Dr. John Kitching of NIST, USA

Topic:

Chip-scale Atomic Devices: Miniature Precision Instruments using Atoms, Lasers and Silicon Micromachining

There is currently a strong movement worldwide toward portable, battery operated, wirelessly connected devices such as GPS receivers, cellular telephones and laptop computers and tablets. This new generation of electronics enables vast new capability, but also comes with new challenges such as bandwidth limitations, sensitivity to jamming and reduced access to calibration. A new generation of miniature, low-power, low-cost precision instruments is being developed at NIST for use in such portable technologies. These include clocks, magnetometers, gyros and wavelength references, all based on precision atomic spectroscopy and using emerging new fabrication capabilities such as microelectromechanical systems and photonics. This talk will describe the design, fabrication and performance of these instruments, as well as touch on several applications to which they are well-suited. Finally, we will speculate on future opportunities for these types of devices such as compact instruments based on laser-cooled atoms and a broader view on highly accurate chip-scale measurements.

Biography:

Dr. John Kitching is the founder and Leader of the Atomic Devices and Instrumentation Group in NIST-Boulder’s Time and Frequency Division.
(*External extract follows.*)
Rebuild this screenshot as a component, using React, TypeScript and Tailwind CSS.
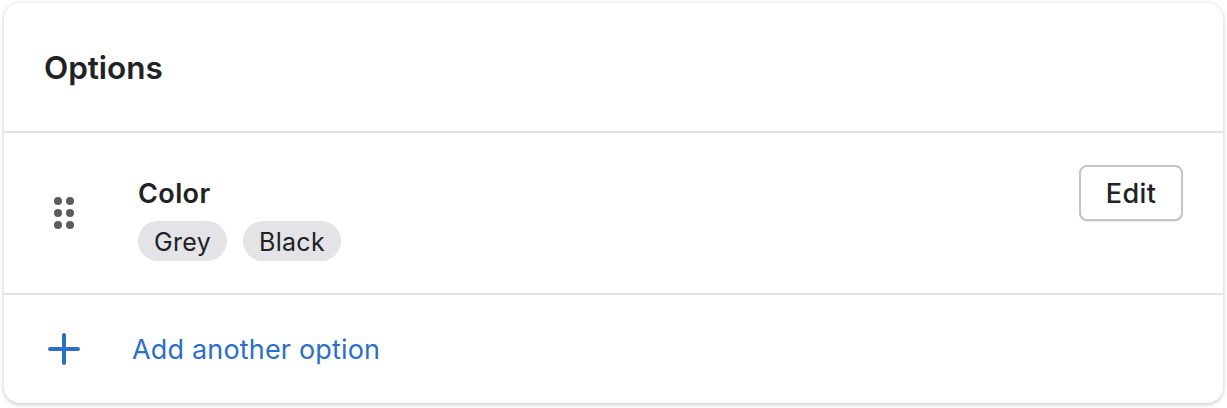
import { useState } from 'react';

interface ProductOption {
  name: string;
  values: string[];
}

const initialOptions: ProductOption[] = [{ name: 'Color', values: ['Grey', 'Black'] }];

function DragHandle() {
  return (
    <svg width="20" height="32" viewBox="0 0 20 32" fill="#5c5c5e">
      {[4, 16, 28].map(cy => (
        <g key={cy}>
          <circle cx="4" cy={cy} r="4" />
          <circle cx="16" cy={cy} r="4" />
        </g>
      ))}
    </svg>
  );
}

function PlusIcon() {
  return (
    <svg width="32" height="32" viewBox="0 0 32 32" fill="none" stroke="#2c6ecb" strokeWidth="4" strokeLinecap="round">
      <path d="M16 2v28M2 16h28" />
    </svg>
  );
}

function OptionRow({ option }: { option: ProductOption }) {
  return (
    <div className="flex h-[162px] items-start border-b-2 border-[#e1e3e5] pr-10 pl-[50px]">
      <div className="mt-16 w-[84px] shrink-0">
        <DragHandle />
      </div>
      <div className="mt-10 flex-1">
        <h3 className="h-10 pt-px text-[27px] leading-10 font-semibold tracking-[0.4px]">{option.name}</h3>
        <div className="mt-2 flex gap-4">
          {option.values.map(value => (
            <span
              key={value}
              className="h-10 rounded-full bg-[#e4e4e8] px-4 pt-px text-[25px] leading-10 tracking-[0.3px] whitespace-nowrap"
            >
              {value}
            </span>
          ))}
        </div>
      </div>
      <button className="mt-8 h-14 w-[104px] rounded-lg border-2 border-[#c2c4c6] bg-white pt-0.5 text-[27px] font-medium tracking-[0.4px] shadow-[0_1px_1px_rgba(0,0,0,0.08)]">
        Edit
      </button>
    </div>
  );
}

export default function App() {
  const [options] = useState<ProductOption[]>(initialOptions);

  return (
    <div className="h-[408px] bg-white px-1 pt-[3px] font-['Inter',sans-serif] text-[#202223]">
      <div className="h-[400px] w-[1219px] rounded-2xl bg-white shadow-[0_0_4px_1px_rgba(23,24,24,0.07),0_2px_4px_rgba(0,0,0,0.15)]">
        <div className="flex h-[130px] items-center border-b-2 border-[#e1e3e5] px-10">
          <h2 className="pt-px text-[31.5px] leading-10 font-semibold tracking-[-0.05px]">Options</h2>
        </div>

        {options.map(option => (
          <OptionRow key={option.name} option={option} />
        ))}

        <button className="flex h-[108px] items-center pl-11 text-[27px] tracking-[0.17px] text-[#2c6ecb]">
          <PlusIcon />
          <span className="ml-[52px] pt-[3px]">Add another option</span>
        </button>
      </div>
    </div>
  );
}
He and his group pioneered the development of chip-scale atomic clocks in the early 2000’s and he continues to develop and investigate new compact, low-power precision instruments and atomic devices. He received his PhD in Applied Physics from the California Institute of Technology in 1995 and has spent the rest of his career as a guest researcher, staff scientist and group leader in the Time and Frequency Division. He is a Fellow of NIST, a Fellow of the American Physical Society and has won numerous awards including the IEEE Sensors Council Technical Achievement Award, the IEEE UFFC I. I. Rabi Award and the Jack Raper Award from the IEEE International Solid-State Circuits Conference.